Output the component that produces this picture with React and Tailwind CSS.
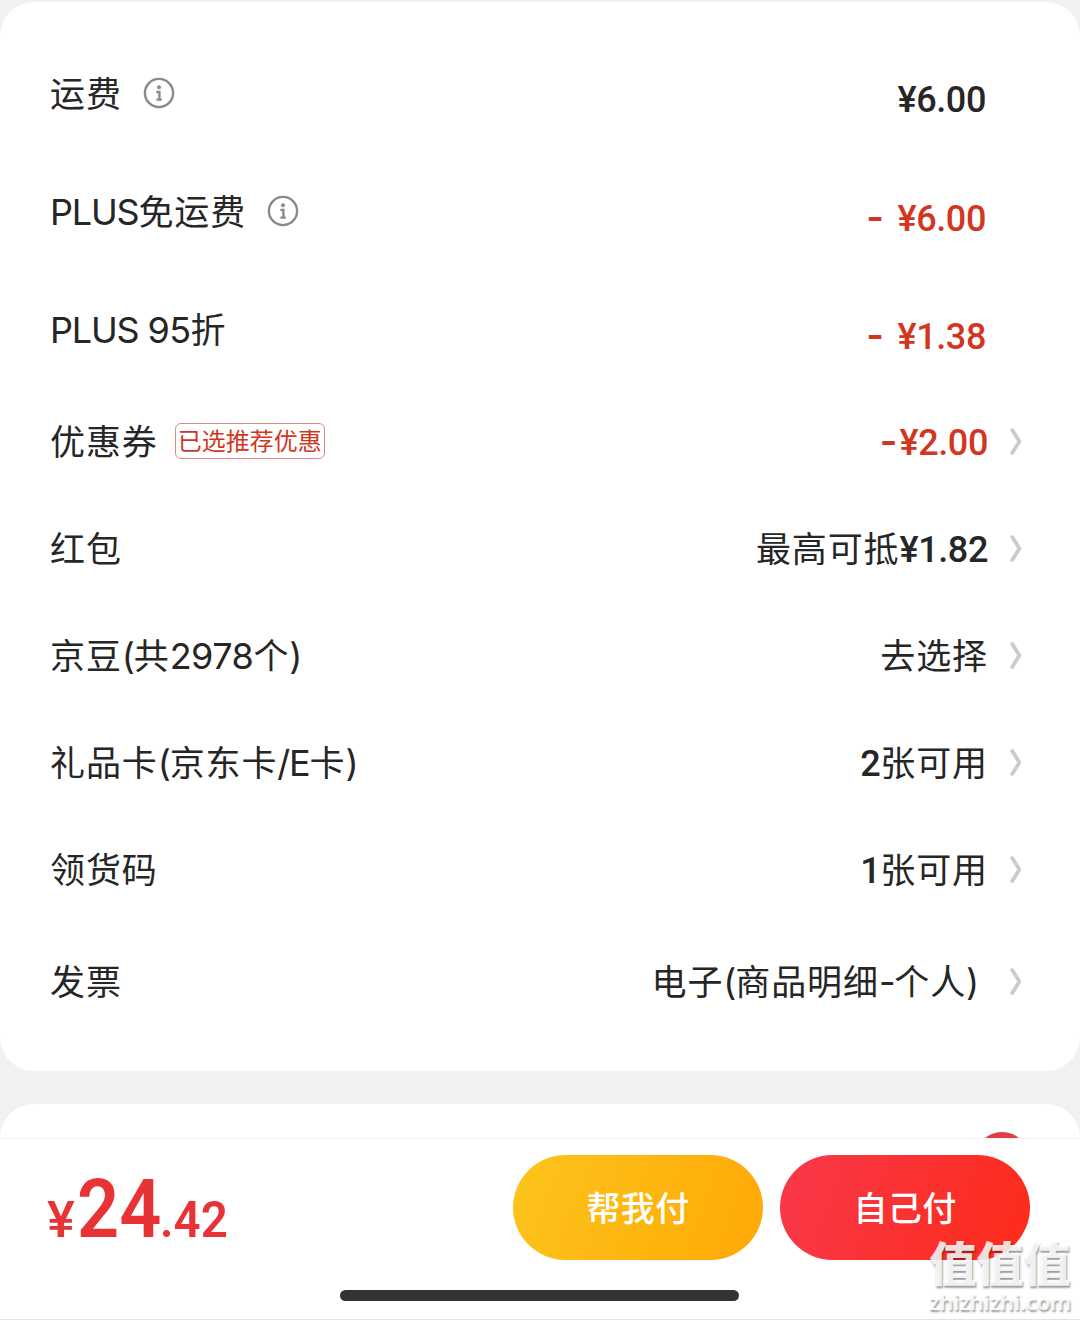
import clsx from 'clsx';

const rows = [
  { label: [['cjk', '运费']], info: true, value: [['num', '¥6.00']], tall: true },
  { label: [['lat', 'PLUS'], ['cjk', '免运费']], info: true, value: [['dash', '- '], ['num', '¥6.00']], red: true, tall: true },
  { label: [['lat', 'PLUS '], ['digits', '95'], ['cjk', '折']], value: [['dash', '- '], ['num', '¥1.38']], red: true, tall: true },
  { label: [['cjk', '优惠券']], tag: '已选推荐优惠', value: [['dash', '-'], ['num', '¥2.00']], red: true, link: true },
  { label: [['cjk', '红包']], value: [['cjk', '最高可抵'], ['num', '¥1.82']], link: true },
  { label: [['cjk', '京豆'], ['lat', '('], ['cjk', '共'], ['digits', '2978'], ['cjk', '个'], ['lat', ')']], value: [['cjk', '去选择']], link: true },
  { label: [['cjk', '礼品卡'], ['lat', '('], ['cjk', '京东卡'], ['lat', '/E'], ['cjk', '卡'], ['lat', ')']], value: [['num', '2'], ['cjk', '张可用']], link: true },
  { label: [['cjk', '领货码']], value: [['num', '1'], ['cjk', '张可用']], link: true },
  { label: [['cjk', '发票']], value: [['cjk', '电子'], ['lat', '('], ['cjk', '商品明细'], ['lat', '-'], ['cjk', '个人'], ['lat', ')']], link: true, invoice: true },
];

const runStyles = {
  cjk: 'font-["Noto_Sans_CJK_SC",sans-serif] text-[35px] tracking-[0.9px]',
  lat: 'font-["Inter",sans-serif] tracking-[-1.2px]',
  digits: 'font-["Inter",sans-serif] tracking-[-0.5px]',
  num: 'font-["Roboto",sans-serif] font-[540] tracking-[-0.4px]',
  dash: 'font-["Inter",sans-serif] font-semibold text-[38px] tracking-[2px]',
};

function Runs({ parts }) {
  return parts.map(([kind, text], i) => (
    <span key={i} className={runStyles[kind]}>{text}</span>
  ));
}

function InfoIcon() {
  return (
    <svg width="32" height="32" viewBox="0 0 32 32" fill="none" stroke="#8a8a8a">
      <circle cx="16" cy="16" r="14.1" strokeWidth="2.4" />
      <circle cx="16" cy="10.2" r="2" fill="#8a8a8a" stroke="none" />
      <path d="M13.4 15h3v7.6M13.4 22.6h5.4" strokeWidth="2.4" />
    </svg>
  );
}

function Chevron() {
  return (
    <svg width="14" height="30" viewBox="0 0 14 30" fill="none" stroke="#cbcbcb" strokeWidth="3.8" strokeLinecap="round" strokeLinejoin="round">
      <path d="M3.2 3 10.4 14.5 3.2 26" />
    </svg>
  );
}

function Row({ label, value, info, tag, red, link, tall, invoice }) {
  return (
    <div className={clsx('flex shrink-0 items-center', tall ? 'h-[118px]' : invoice ? 'h-[117px]' : 'h-[107px]')}>
      <div className="flex items-center text-[36px] leading-[52px] whitespace-pre">
        <span className="pb-[1px]"><Runs parts={label} /></span>
        {info && <span className="ml-[21px]"><InfoIcon /></span>}
        {tag && (
          <span className="mb-[2px] ml-[17px] flex h-[36px] w-[150px] items-center justify-center rounded-[6px] border border-[#d98a80] pb-[2px] text-[24px] leading-none text-[#d0371f] font-['Noto_Sans_CJK_SC',sans-serif]">
            {tag}
          </span>
        )}
      </div>
      <div
        className={clsx(
          'ml-auto text-[36px] leading-[52px] whitespace-pre',
          red && 'text-[#d2361f]',
          tall ? 'pt-[13px]' : red ? 'pt-[1px]' : 'pb-[1px]',
          link ? (invoice ? 'mr-[31px]' : 'mr-[21px]') : 'mr-[37px]'
        )}
      >
        <Runs parts={value} />
      </div>
      {link && <Chevron />}
    </div>
  );
}

function PayButton({ children, className }) {
  return (
    <button className={clsx('h-[105px] w-[250px] rounded-full pb-[2px] text-[34px] font-medium tracking-[0.4px] text-white font-["Noto_Sans_CJK_SC",sans-serif]', className)}>
      {children}
    </button>
  );
}

export default function App() {
  return (
    <div className="relative flex h-[1320px] w-[1080px] flex-col overflow-hidden bg-[#f1f1f1] pt-[2px] text-[#262626]">
      <section className="flex h-[1069px] shrink-0 flex-col rounded-[34px] bg-white pt-[32px] pr-[57px] pl-[50px]">
        {rows.map((row, i) => <Row key={i} {...row} />)}
      </section>

      {/* next card, mostly hidden by the pay bar */}
      <section className="mt-[33px] flex h-[34px] shrink-0 justify-end overflow-hidden rounded-t-[34px] bg-white pt-[28px] pr-[51px]">
        <div className="size-[54px] shrink-0 rounded-full bg-[#dc4045]" />
      </section>

      <footer className="flex h-[182px] shrink-0 flex-col border-t border-b border-t-[#f0f0f0] border-b-[#e2e2e2] bg-white">
        <div className="flex h-[137px] items-start pt-[16px] pr-[50px] pl-[47px]">
          <div className="flex h-[105px] w-[200px] items-baseline pt-[2px] font-medium text-[#e73336] font-['Roboto',sans-serif]">
            <span className="w-[30px] origin-left scale-x-105 text-[50px]">¥</span>
            <span className="w-[83px] origin-left scale-x-90 text-[82px] leading-[105px] font-semibold">24</span>
            <span className="origin-left scale-x-95 text-[50px] font-[560]">.42</span>
          </div>
          <div className="ml-auto flex gap-[17px]">
            <PayButton className="bg-linear-[110deg] from-[#fcc51c] to-[#ffa806]">帮我付</PayButton>
            <PayButton className="bg-linear-[110deg] from-[#f9384b] to-[#fd2b18]">自己付</PayButton>
          </div>
        </div>
        <div className="mt-[14px] mr-[1px] h-[11px] w-[399px] self-center rounded-full bg-[#333]" />
      </footer>

      {/* site watermark */}
      <div className="absolute right-[9px] bottom-[6px] flex w-[142px] flex-col items-center whitespace-nowrap text-white/85 [text-shadow:1px_2px_2px_rgba(0,0,0,0.4)]">
        <span className="text-[47px] leading-[54px] font-black font-['Noto_Sans_CJK_SC',sans-serif]">值值值</span>
        <span className="text-[22px] leading-[26px] font-semibold tracking-[-0.2px] font-['Noto_Sans',sans-serif]">zhizhizhi.com</span>
      </div>
    </div>
  );
}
* * * * * * * * *
• [Problem description]:
Leave out the pictures and print every line of the data exactly.

• [Exercise solution]:
Output the component that produces this picture with React and Tailwind CSS.
import clsx from 'clsx';

const rows = [
  { label: [['cjk', '运费']], info: true, value: [['num', '¥6.00']], tall: true },
  { label: [['lat', 'PLUS'], ['cjk', '免运费']], info: true, value: [['dash', '- '], ['num', '¥6.00']], red: true, tall: true },
  { label: [['lat', 'PLUS '], ['digits', '95'], ['cjk', '折']], value: [['dash', '- '], ['num', '¥1.38']], red: true, tall: true },
  { label: [['cjk', '优惠券']], tag: '已选推荐优惠', value: [['dash', '-'], ['num', '¥2.00']], red: true, link: true },
  { label: [['cjk', '红包']], value: [['cjk', '最高可抵'], ['num', '¥1.82']], link: true },
  { label: [['cjk', '京豆'], ['lat', '('], ['cjk', '共'], ['digits', '2978'], ['cjk', '个'], ['lat', ')']], value: [['cjk', '去选择']], link: true },
  { label: [['cjk', '礼品卡'], ['lat', '('], ['cjk', '京东卡'], ['lat', '/E'], ['cjk', '卡'], ['lat', ')']], value: [['num', '2'], ['cjk', '张可用']], link: true },
  { label: [['cjk', '领货码']], value: [['num', '1'], ['cjk', '张可用']], link: true },
  { label: [['cjk', '发票']], value: [['cjk', '电子'], ['lat', '('], ['cjk', '商品明细'], ['lat', '-'], ['cjk', '个人'], ['lat', ')']], link: true, invoice: true },
];

const runStyles = {
  cjk: 'font-["Noto_Sans_CJK_SC",sans-serif] text-[35px] tracking-[0.9px]',
  lat: 'font-["Inter",sans-serif] tracking-[-1.2px]',
  digits: 'font-["Inter",sans-serif] tracking-[-0.5px]',
  num: 'font-["Roboto",sans-serif] font-[540] tracking-[-0.4px]',
  dash: 'font-["Inter",sans-serif] font-semibold text-[38px] tracking-[2px]',
};

function Runs({ parts }) {
  return parts.map(([kind, text], i) => (
    <span key={i} className={runStyles[kind]}>{text}</span>
  ));
}

function InfoIcon() {
  return (
    <svg width="32" height="32" viewBox="0 0 32 32" fill="none" stroke="#8a8a8a">
      <circle cx="16" cy="16" r="14.1" strokeWidth="2.4" />
      <circle cx="16" cy="10.2" r="2" fill="#8a8a8a" stroke="none" />
      <path d="M13.4 15h3v7.6M13.4 22.6h5.4" strokeWidth="2.4" />
    </svg>
  );
}

function Chevron() {
  return (
    <svg width="14" height="30" viewBox="0 0 14 30" fill="none" stroke="#cbcbcb" strokeWidth="3.8" strokeLinecap="round" strokeLinejoin="round">
      <path d="M3.2 3 10.4 14.5 3.2 26" />
    </svg>
  );
}

function Row({ label, value, info, tag, red, link, tall, invoice }) {
  return (
    <div className={clsx('flex shrink-0 items-center', tall ? 'h-[118px]' : invoice ? 'h-[117px]' : 'h-[107px]')}>
      <div className="flex items-center text-[36px] leading-[52px] whitespace-pre">
        <span className="pb-[1px]"><Runs parts={label} /></span>
        {info && <span className="ml-[21px]"><InfoIcon /></span>}
        {tag && (
          <span className="mb-[2px] ml-[17px] flex h-[36px] w-[150px] items-center justify-center rounded-[6px] border border-[#d98a80] pb-[2px] text-[24px] leading-none text-[#d0371f] font-['Noto_Sans_CJK_SC',sans-serif]">
            {tag}
          </span>
        )}
      </div>
      <div
        className={clsx(
          'ml-auto text-[36px] leading-[52px] whitespace-pre',
          red && 'text-[#d2361f]',
          tall ? 'pt-[13px]' : red ? 'pt-[1px]' : 'pb-[1px]',
          link ? (invoice ? 'mr-[31px]' : 'mr-[21px]') : 'mr-[37px]'
        )}
      >
        <Runs parts={value} />
      </div>
      {link && <Chevron />}
    </div>
  );
}

function PayButton({ children, className }) {
  return (
    <button className={clsx('h-[105px] w-[250px] rounded-full pb-[2px] text-[34px] font-medium tracking-[0.4px] text-white font-["Noto_Sans_CJK_SC",sans-serif]', className)}>
      {children}
    </button>
  );
}

export default function App() {
  return (
    <div className="relative flex h-[1320px] w-[1080px] flex-col overflow-hidden bg-[#f1f1f1] pt-[2px] text-[#262626]">
      <section className="flex h-[1069px] shrink-0 flex-col rounded-[34px] bg-white pt-[32px] pr-[57px] pl-[50px]">
        {rows.map((row, i) => <Row key={i} {...row} />)}
      </section>

      {/* next card, mostly hidden by the pay bar */}
      <section className="mt-[33px] flex h-[34px] shrink-0 justify-end overflow-hidden rounded-t-[34px] bg-white pt-[28px] pr-[51px]">
        <div className="size-[54px] shrink-0 rounded-full bg-[#dc4045]" />
      </section>

      <footer className="flex h-[182px] shrink-0 flex-col border-t border-b border-t-[#f0f0f0] border-b-[#e2e2e2] bg-white">
        <div className="flex h-[137px] items-start pt-[16px] pr-[50px] pl-[47px]">
          <div className="flex h-[105px] w-[200px] items-baseline pt-[2px] font-medium text-[#e73336] font-['Roboto',sans-serif]">
            <span className="w-[30px] origin-left scale-x-105 text-[50px]">¥</span>
            <span className="w-[83px] origin-left scale-x-90 text-[82px] leading-[105px] font-semibold">24</span>
            <span className="origin-left scale-x-95 text-[50px] font-[560]">.42</span>
          </div>
          <div className="ml-auto flex gap-[17px]">
            <PayButton className="bg-linear-[110deg] from-[#fcc51c] to-[#ffa806]">帮我付</PayButton>
            <PayButton className="bg-linear-[110deg] from-[#f9384b] to-[#fd2b18]">自己付</PayButton>
          </div>
        </div>
        <div className="mt-[14px] mr-[1px] h-[11px] w-[399px] self-center rounded-full bg-[#333]" />
      </footer>

      {/* site watermark */}
      <div className="absolute right-[9px] bottom-[6px] flex w-[142px] flex-col items-center whitespace-nowrap text-white/85 [text-shadow:1px_2px_2px_rgba(0,0,0,0.4)]">
        <span className="text-[47px] leading-[54px] font-black font-['Noto_Sans_CJK_SC',sans-serif]">值值值</span>
        <span className="text-[22px] leading-[26px] font-semibold tracking-[-0.2px] font-['Noto_Sans',sans-serif]">zhizhizhi.com</span>
      </div>
    </div>
  );
}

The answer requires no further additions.